— START OF Data extract —

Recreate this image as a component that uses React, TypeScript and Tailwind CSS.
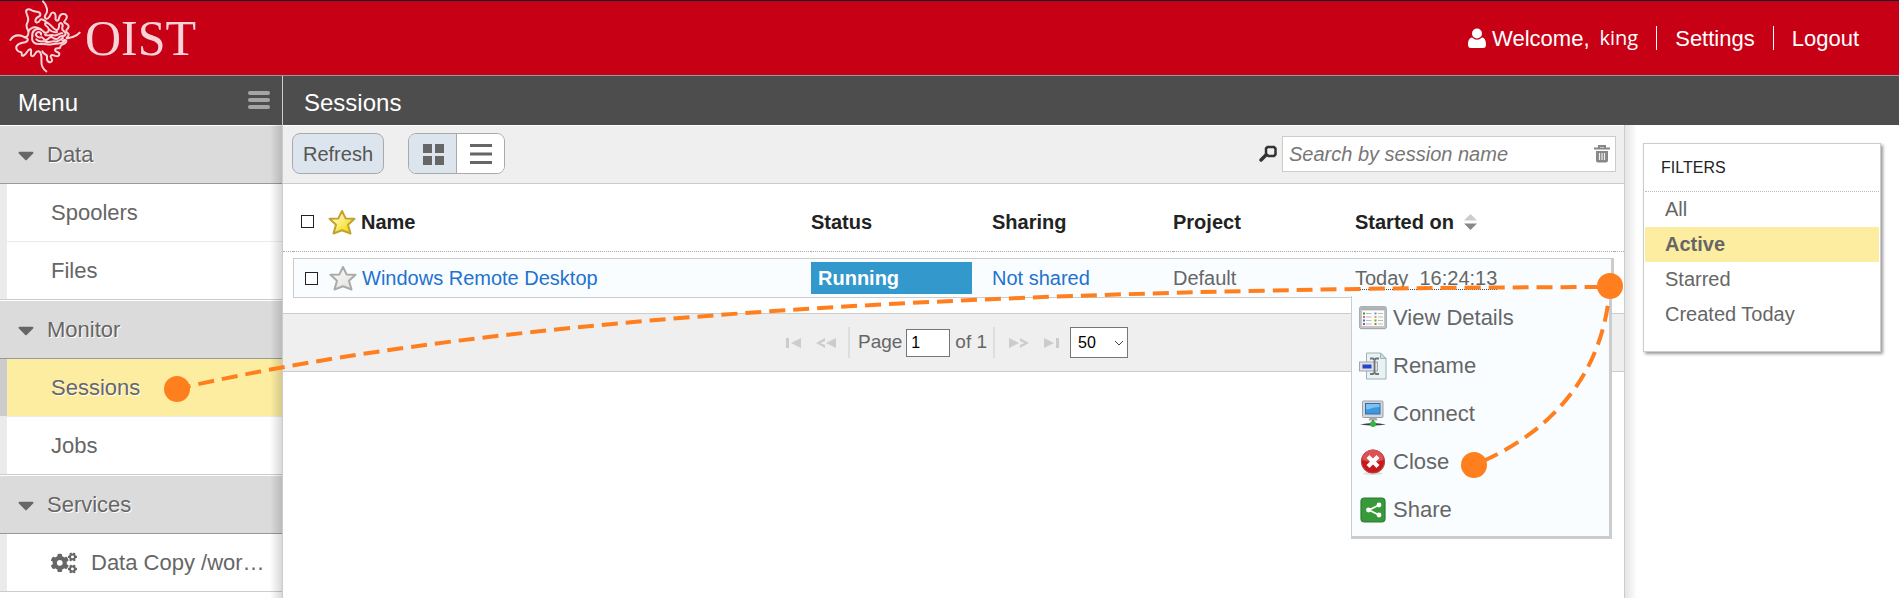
import React from 'react';
import { FaCaretDown, FaCogs } from 'react-icons/fa';

interface MenuItem {
  label: string;
  active?: boolean;
  icon?: React.ReactNode;
}

interface MenuGroup {
  title: string;
  items: MenuItem[];
}

const menuGroups: MenuGroup[] = [
  { title: 'Data', items: [{ label: 'Spoolers' }, { label: 'Files' }] },
  { title: 'Monitor', items: [{ label: 'Sessions', active: true }, { label: 'Jobs' }] },
  {
    title: 'Services',
    items: [{ label: 'Data Copy /wor…', icon: <FaCogs className="h-7 w-[26px]" /> }],
  },
];

const filters = ['All', 'Active', 'Starred', 'Created Today'];

function Emblem() {
  return (
    <svg
      viewBox="0 0 240 228"
      className="h-[76px] w-20 shrink-0"
      fill="none"
      stroke="#f8d3d8"
      strokeWidth="6"
      strokeLinecap="round"
      strokeLinejoin="round"
    >
      <path d="M114 4C126 16 130 34 122 44C116 52 122 60 130 54C140 46 134 36 146 38C158 40 146 62 156 62C166 62 158 44 172 42C188 40 188 54 180 62C172 70 186 68 190 76C194 88 182 86 184 94C188 102 196 102 188 110C180 118 188 114 200 112C212 108 216 108 224 98" />
      <path d="M16 120C28 102 42 104 56 110C68 116 72 100 70 92C64 84 62 76 68 66C74 56 66 48 64 38C60 26 72 26 82 32C94 38 104 32 106 42C108 52 96 48 92 58C88 70 100 70 104 62C108 54 116 60 122 64" />
      <path d="M70 94C82 76 98 82 108 88M58 112C78 116 66 128 52 128C36 132 30 140 36 150C42 160 52 152 50 162C50 172 60 166 66 156C74 144 80 146 78 158C76 170 84 172 90 162C96 150 106 152 108 164C112 176 106 188 112 200C116 208 120 212 124 214" />
      <path d="M112 154C116 166 128 160 126 172C124 184 134 190 140 184C146 176 132 172 138 166C144 160 156 176 162 166C168 154 150 158 150 150C152 140 166 150 166 140C166 132 176 136 182 128C188 120 180 118 172 122" />
      <path d="M82 108C80 92 94 84 106 88C118 92 114 100 124 98C134 96 134 84 124 78C116 72 122 64 130 70C140 76 142 84 150 88C158 94 164 84 162 74C166 64 176 72 172 82C168 94 182 92 182 102C180 112 168 104 162 112C158 120 148 118 142 112C134 106 132 118 124 120C114 122 116 110 108 112C98 114 90 106 94 100C100 92 110 98 108 104" />
      <path d="M82 108C78 126 90 134 106 132C122 130 132 136 146 132C160 128 170 134 178 124M94 118C104 130 114 120 124 126C134 128 142 122 150 124C162 126 166 118 174 114M120 104C128 110 138 102 148 106C156 108 164 98 172 100M132 88C140 96 148 98 156 96" />
    </svg>
  );
}

function UserIcon() {
  return (
    <svg viewBox="0 0 18 20" className="h-5 w-[18px]" fill="currentColor">
      <circle cx="9" cy="5.5" r="5" />
      <path d="M4 9.500C1 10 0 13 0 16.500Q0 20 3 20H15Q18 20 18 16.500C18 13 17 10 14 9.500Q9 14 4 9.500Z" />
    </svg>
  );
}

function Star({ gold }: { gold?: boolean }) {
  return (
    <svg viewBox="0 0 28 26" className="h-[26px] w-7">
      <defs>
        <linearGradient id={gold ? 'star-gold' : 'star-grey'} x1="0" y1="0" x2="1" y2="1">
          <stop offset="0.2" stopColor={gold ? '#fffbc8' : '#f6f6f4'} />
          <stop offset="0.8" stopColor={gold ? '#f4dc1c' : '#e6e6e4'} />
        </linearGradient>
      </defs>
      <path
        d="M14 2L17.6 9.4L26.5 9.8L20 15.8L22.5 24.5L14 21.2L5.5 24.5L8 15.8L1.5 9.8L10.4 9.4Z"
        fill={gold ? 'url(#star-gold)' : 'url(#star-grey)'}
        stroke={gold ? '#c3a12c' : '#aaaaa8'}
        strokeWidth="2"
        strokeLinejoin="round"
      />
    </svg>
  );
}

function DetailsIcon() {
  const rows = [9, 12.5, 16, 19.5];
  const left = ['#3a9d2c', '#d66', '#46e', '#a55'];
  const right = ['#59f', '#e93', '#4b3', '#d55'];
  return (
    <svg viewBox="0 0 28 28" className="size-7">
      <rect x="0.7" y="2.7" width="26.6" height="22" rx="1.5" fill="#c4c6c8" stroke="#9c9fa1" />
      <rect x="2" y="3.5" width="24" height="2.5" fill="#adb0b3" />
      <rect x="3" y="6.5" width="22" height="15.5" fill="#fbfbfa" />
      {rows.map((y, i) => (
        <g key={y}>
          <rect x="4" y={y - 0.5} width="2" height="2" fill={left[i]} />
          <path d={`M7 ${y + 0.5}h5.5M19 ${y + 0.5}h5`} stroke="#bbb" strokeWidth="1.2" />
          <rect x="15.5" y={y - 0.5} width="2" height="2" fill={right[i]} />
        </g>
      ))}
    </svg>
  );
}

function RenameIcon() {
  return (
    <svg viewBox="0 0 28 28" className="size-7">
      <path d="M7.5 1H21.5L27 6.5V27H7.5Z" fill="#e9f2f2" stroke="#9db4b2" />
      <path d="M21.5 1V6.5H27Z" fill="#cfdfdd" stroke="#9db4b2" />
      <rect x="0.5" y="10" width="18" height="9" fill="#dfe1e6" stroke="#a2a5ae" />
      <rect x="3.5" y="12.5" width="9" height="4" fill="#2444c9" />
      <path d="M11 6.5H14L15.5 8L17 6.5H20M15.5 8V20.5M11 22H14L15.5 20.5L17 22H20" fill="none" stroke="#70757a" strokeWidth="1.8" />
    </svg>
  );
}

function ConnectIcon() {
  return (
    <svg viewBox="0 0 28 28" className="size-7">
      <rect x="3.5" y="1" width="20.5" height="16.5" rx="1" fill="#d4d6d8" stroke="#9da0a3" />
      <rect x="6.5" y="3.5" width="14.5" height="10.5" fill="#3f97df" stroke="#2a6fb3" />
      <path d="M7 4H20.5V7C15 7 12 9 7 9.5Z" fill="#7fc0f2" />
      <path d="M10.5 18H17.5L18.5 20.5H9.5Z" fill="#a7aaac" />
      <path d="M1 24.5Q14 21.5 27 24.5Q14 26.5 1 24.5Z" fill="#3c3f3c" />
      <path d="M13 20h2v4h-2z" fill="#777" />
      <circle cx="14" cy="24" r="3" fill="#35b53c" />
    </svg>
  );
}

function CloseIcon() {
  return (
    <svg viewBox="0 0 28 28" className="size-7">
      <ellipse cx="14" cy="25.5" rx="10" ry="1.5" fill="#ddd" />
      <circle cx="14" cy="13.5" r="11.5" fill="#c9171c" stroke="#b5484a" strokeWidth="1.2" />
      <path d="M3.5 12A10.5 10.5 0 0 1 24.5 12Q14 16 3.5 12Z" fill="#dc5254" />
      <path d="M9 8.5L19 18.5M19 8.5L9 18.5" stroke="#fff" strokeWidth="4.2" />
    </svg>
  );
}

function ShareIcon() {
  return (
    <svg viewBox="0 0 28 28" className="size-7">
      <rect x="2" y="2" width="24" height="24" rx="3.5" fill="#37993a" stroke="#2a7c30" strokeWidth="1.2" />
      <path d="M20 9L10 14L20 19" fill="none" stroke="#fff" strokeWidth="1.8" />
      <circle cx="20" cy="9" r="2.4" fill="#fff" />
      <circle cx="9.5" cy="14" r="2.4" fill="#fff" />
      <circle cx="20" cy="19" r="2.4" fill="#fff" />
    </svg>
  );
}

const actions = [
  { label: 'View Details', icon: <DetailsIcon /> },
  { label: 'Rename', icon: <RenameIcon /> },
  { label: 'Connect', icon: <ConnectIcon /> },
  { label: 'Close', icon: <CloseIcon /> },
  { label: 'Share', icon: <ShareIcon /> },
];

function Header() {
  return (
    <header className="flex h-[76px] shrink-0 items-center justify-between border-t border-b border-t-[#14202e] border-b-[#999] bg-[#c80016] pr-10 text-[22px] text-white">
      <a href="#home" className="flex items-center pl-[5px] text-[#f8d3d8]">
        <Emblem />
        <span className="font-['Liberation_Serif',serif] text-[50px] leading-[72px]">OIST</span>
      </a>
      <nav className="flex items-center gap-[18px]">
        <div className="flex items-center gap-1.5">
          <UserIcon />
          <span>Welcome,</span>
          <span className="pl-1 font-['Open_Sans',sans-serif] text-xl leading-6">king</span>
        </div>
        <span className="h-6 w-px bg-white" />
        <a href="#settings">Settings</a>
        <span className="h-6 w-px bg-white" />
        <a href="#logout">Logout</a>
      </nav>
    </header>
  );
}

function Sidebar() {
  return (
    <aside className="relative w-[283px] shrink-0 border-r border-[#ccc] text-[22px] text-[#666]">
      {menuGroups.map((group) => (
        <section key={group.title}>
          <button className="flex h-[59px] w-full items-center border-t border-b border-t-white border-b-[#999] bg-[#dbdbdb] pl-[18px] text-left [text-shadow:1px_1px_0_#fff]">
            <FaCaretDown className="mr-[13px] h-7 w-4" />
            {group.title}
          </button>
          <ul>
            {group.items.map((item) => (
              <li key={item.label} className="border-b border-[#ebebeb] last:border-[#ccc]">
                <a
                  href="#menu"
                  className={`flex h-[57px] items-center border-l-[7px] pl-11 whitespace-nowrap ${
                    item.active
                      ? 'border-l-[#ccc] bg-[#fdeda1] [text-shadow:1px_1px_0_#fff]'
                      : 'border-l-[#ebebeb] bg-white'
                  }`}
                >
                  {item.icon && <span className="mr-3.5">{item.icon}</span>}
                  {item.label}
                </a>
              </li>
            ))}
          </ul>
        </section>
      ))}
      <div className="pointer-events-none absolute inset-y-0 right-0 w-3 bg-linear-to-l from-black/15 to-transparent" />
    </aside>
  );
}

function Toolbar() {
  return (
    <div className="flex h-[59px] items-center border-t border-b border-t-white border-b-[#ccc] bg-[#efefef] pr-2 pb-0.5 pl-[9px]">
      <button className="h-[41px] rounded-lg border border-[#aaa] bg-[#dce5ee] px-2.5 text-xl text-[#555]">
        Refresh
      </button>
      <div className="ml-6 flex h-[41px] overflow-hidden rounded-lg border border-[#aaa]">
        <button aria-label="Grid view" className="grid w-12 place-items-center border-r border-[#aaa] bg-[#dce5ee]">
          <svg viewBox="0 0 22 22" className="size-[22px]" fill="#666">
            <path d="M1 1h9v9H1zM13 1h9v9h-9zM1 13h9v9H1zM13 13h9v9h-9z" />
          </svg>
        </button>
        <button aria-label="List view" className="grid w-[47px] place-items-center bg-white">
          <svg viewBox="0 0 22 22" className="size-[22px]" fill="#666">
            <path d="M0 1h22v3H0zM0 9.5h22v3H0zM0 18h22v3H0z" />
          </svg>
        </button>
      </div>
      <label htmlFor="search" className="mr-1 ml-auto" aria-label="Search">
        <svg viewBox="0 0 20 20" className="size-5" fill="none" stroke="#333">
          <path d="M8 4.5L9.5 3H16L17.500 4.5V10.500L16 12H10.500L8 10Z" strokeWidth="2.5" />
          <path d="M8 11L3 16" strokeWidth="3.5" strokeLinecap="round" />
        </svg>
      </label>
      <div className="flex h-9 w-[334px] items-center border border-[#ccc] bg-white pr-1 pl-1.5">
        <input
          id="search"
          placeholder="Search by session name"
          className="min-w-0 flex-1 text-xl italic outline-none placeholder:text-[#777]"
        />
        <button aria-label="Clear search">
          <svg viewBox="0 0 18 20" className="h-5 w-[18px]">
            <path d="M1 4.5H17M6 3.5V2H12V3.5" fill="none" stroke="#888" strokeWidth="2" />
            <path d="M3 7H15V16.5Q15 18.5 13 18.5H5Q3 18.5 3 16.5Z" fill="#888" />
            <path d="M6.500 9V16M9 9V16M11.5 9V16" stroke="#eee" strokeWidth="1.2" />
          </svg>
        </button>
      </div>
    </div>
  );
}

function CheckBox({ label }: { label: string }) {
  return (
    <input
      type="checkbox"
      aria-label={label}
      className="size-[13px] shrink-0 appearance-none border border-[#222] bg-white"
    />
  );
}

function SessionTable() {
  return (
    <table className="w-full table-fixed border-separate border-spacing-0 text-left text-xl text-[#666]">
      <colgroup>
        <col className="w-2.5" />
        <col />
        <col className="w-[181px]" />
        <col className="w-[181px]" />
        <col className="w-[182px]" />
        <col className="w-[259px]" />
        <col className="w-2.5" />
      </colgroup>
      <thead>
        <tr className="h-[68px] text-[#222] [&>*]:border-b [&>*]:border-dotted [&>*]:border-[#aaa] [&>*]:pt-2">
          <td />
          <th className="pl-2">
            <div className="flex items-center">
              <CheckBox label="Select all" />
              <span className="mr-[5px] ml-3.5">
                <Star gold />
              </span>
              Name
            </div>
          </th>
          <th>Status</th>
          <th>Sharing</th>
          <th>Project</th>
          <th>
            <button className="flex items-center gap-2.5 font-bold">
              Started on
              <svg viewBox="0 0 13 18" className="h-[18px] w-[13px]">
                <path d="M6.5 1L13 7.5H0Z" fill="#ccc" />
                <path d="M0 10.5H13L6.5 17Z" fill="#888" />
              </svg>
            </button>
          </th>
          <td />
        </tr>
      </thead>
      <tbody>
        <tr className="h-1.5">
          <td colSpan={7} />
        </tr>
        <tr className="h-10">
          <td />
          <td className="border border-r-0 border-[#ccc] bg-[#fafdff] pl-[11px]">
            <div className="flex items-center">
              <CheckBox label="Select Windows Remote Desktop" />
              <button aria-label="Star session" className="mr-[5px] ml-[11px]">
                <Star />
              </button>
              <a href="#session" className="text-[#2272ce]">
                Windows Remote Desktop
              </a>
            </div>
          </td>
          <td className="border-y border-[#ccc] bg-[#fafdff] pr-5">
            <div className="h-8 bg-[#3399cc] pl-[7px] leading-[33px] font-bold text-white">Running</div>
          </td>
          <td className="border-y border-[#ccc] bg-[#fafdff]">
            <a href="#sharing" className="text-[#2272ce]">
              Not shared
            </a>
          </td>
          <td className="border-y border-[#ccc] bg-[#fafdff]">Default</td>
          <td className="relative border border-r-[3px] border-l-0 border-[#ccc] bg-[#fafdff]">
            <span className="border-b border-dotted border-[#444] leading-5 whitespace-pre">Today  16:24:13</span>
            <ActionMenu />
          </td>
          <td />
        </tr>
        <tr className="h-[15px]">
          <td colSpan={7} />
        </tr>
      </tbody>
    </table>
  );
}

function ActionMenu() {
  return (
    <ul className="absolute top-full -right-px -left-1 z-10 -mt-px border-r-[3px] border-b-[3px] border-l border-[#ccc] bg-[#fafdff]">
      {actions.map((action) => (
        <li key={action.label}>
          <button className="flex h-12 w-full items-center gap-1.5 pr-2 pb-1 pl-[7px] text-[22px]">
            {action.icon}
            {action.label}
          </button>
        </li>
      ))}
    </ul>
  );
}

function Pager() {
  return (
    <div className="flex h-[59px] items-center justify-center border-y border-[#ccc] bg-[#efefef] pl-1.5 text-[19px] text-[#666]">
      <button aria-label="First page">
        <svg viewBox="0 0 17 12" className="h-3 w-[17px]" fill="#ccc">
          <path d="M1 1h3v10H1zM16 1v10L6 6z" />
        </svg>
      </button>
      <button aria-label="Previous page" className="ml-3.5">
        <svg viewBox="0 0 20 12" className="h-3 w-5" fill="#ccc">
          <path d="M20 1v10L10 6zM9 1v3L4.5 6L9 8v3L0 6z" />
        </svg>
      </button>
      <span className="mr-2 ml-3 h-[31px] w-0.5 bg-[#ddd]" />
      <label htmlFor="page">Page</label>
      <input
        id="page"
        defaultValue="1"
        className="mt-px mr-[5px] ml-1 h-7 w-11 border border-[#767676] bg-white px-1 text-base text-black"
      />
      of 1
      <span className="mr-3.5 ml-1.5 h-[31px] w-0.5 bg-[#ddd]" />
      <button aria-label="Next page">
        <svg viewBox="0 0 20 12" className="h-3 w-5" fill="#ccc">
          <path d="M0 1v10L10 6zM11 1v3L15.5 6L11 8v3L20 6z" />
        </svg>
      </button>
      <button aria-label="Last page" className="ml-3.5">
        <svg viewBox="0 0 17 12" className="h-3 w-[17px]" fill="#ccc">
          <path d="M13 1h3v10h-3zM1 1v10L11 6z" />
        </svg>
      </button>
      <div className="relative ml-2.5">
        <select
          aria-label="Rows per page"
          className="block h-[31px] w-[58px] appearance-none border border-[#767676] bg-white pl-[7px] text-base text-black"
        >
          <option>50</option>
        </select>
        <svg viewBox="0 0 10 6" className="pointer-events-none absolute top-[13px] right-1 h-1.5 w-2.5">
          <path d="M1 1L5 5L9 1" fill="none" stroke="#444" />
        </svg>
      </div>
    </div>
  );
}

function Filters() {
  return (
    <aside className="w-[274px] shrink-0 bg-linear-to-r from-[#e4e4e4] to-white to-[12px] px-[18px] pt-[18px]">
      <section className="border border-[#ccc] bg-white px-px pb-[19px] shadow-[2px_2px_3px_#999]">
        <h2 className="border-b border-dotted border-[#bbb] pl-4 text-base leading-[47px] text-[#222]">FILTERS</h2>
        <ul className="text-xl text-[#666]">
          {filters.map((filter) => (
            <li key={filter}>
              <a
                href="#filter"
                className={`block pl-5 leading-[35px] ${filter === 'Active' ? 'bg-[#fdeda1] font-bold' : ''}`}
              >
                {filter}
              </a>
            </li>
          ))}
        </ul>
      </section>
    </aside>
  );
}

// Dashed route: menu entry -> session row -> context menu action
function Route() {
  return (
    <svg
      viewBox="0 0 1899 598"
      className="pointer-events-none absolute top-0 left-0 z-20 h-[598px] w-[1899px]"
      fill="none"
      stroke="#ff7f1e"
      strokeWidth="4"
    >
      <path d="M177 389C500 314 1000 288 1610 287" strokeDasharray="16 8" strokeDashoffset="2" />
      <path d="M1610 286C1604 372 1554 432 1474 465" strokeDasharray="16 8" strokeDashoffset="4" />
      <g fill="#ff7f1e" stroke="none">
        <circle cx="177" cy="389" r="13" />
        <circle cx="1610" cy="286" r="13" />
        <circle cx="1474" cy="465" r="13" />
      </g>
    </svg>
  );
}

export default function App() {
  return (
    <div className="relative flex h-screen flex-col overflow-hidden bg-white font-['Liberation_Sans',Arial,sans-serif]">
      <Header />
      <div className="flex h-[49px] shrink-0 bg-[#4d4d4d] text-2xl text-white">
        <div className="flex w-[283px] items-center justify-between border-r border-[#ccc] pt-1 pr-3 pl-[18px]">
          Menu
          <button aria-label="Toggle menu" className="mb-1.5 flex flex-col gap-[3px]">
            <span className="h-1 w-[22px] rounded-xs bg-[#a5a5a5]" />
            <span className="h-1 w-[22px] rounded-xs bg-[#a5a5a5]" />
            <span className="h-1 w-[22px] rounded-xs bg-[#a5a5a5]" />
          </button>
        </div>
        <h1 className="pt-1 pl-[21px] leading-[45px]">Sessions</h1>
      </div>
      <div className="flex min-h-0 flex-1">
        <Sidebar />
        <main className="min-w-0 flex-1 border-r border-[#ccc]">
          <Toolbar />
          <SessionTable />
          <Pager />
        </main>
        <Filters />
      </div>
      <Route />
    </div>
  );
}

— END OF Data extract —

* _Given task_:
Take the material above from its first line through the line holding "const filters = ['All', 'Active', 'Starred', 'Created" and set it down exactly, without the pictures.

* _Reply to the exercise_:
Recreate this image as a component that uses React, TypeScript and Tailwind CSS.
import React from 'react';
import { FaCaretDown, FaCogs } from 'react-icons/fa';

interface MenuItem {
  label: string;
  active?: boolean;
  icon?: React.ReactNode;
}

interface MenuGroup {
  title: string;
  items: MenuItem[];
}

const menuGroups: MenuGroup[] = [
  { title: 'Data', items: [{ label: 'Spoolers' }, { label: 'Files' }] },
  { title: 'Monitor', items: [{ label: 'Sessions', active: true }, { label: 'Jobs' }] },
  {
    title: 'Services',
    items: [{ label: 'Data Copy /wor…', icon: <FaCogs className="h-7 w-[26px]" /> }],
  },
];

const filters = ['All', 'Active', 'Starred', 'Created Today'];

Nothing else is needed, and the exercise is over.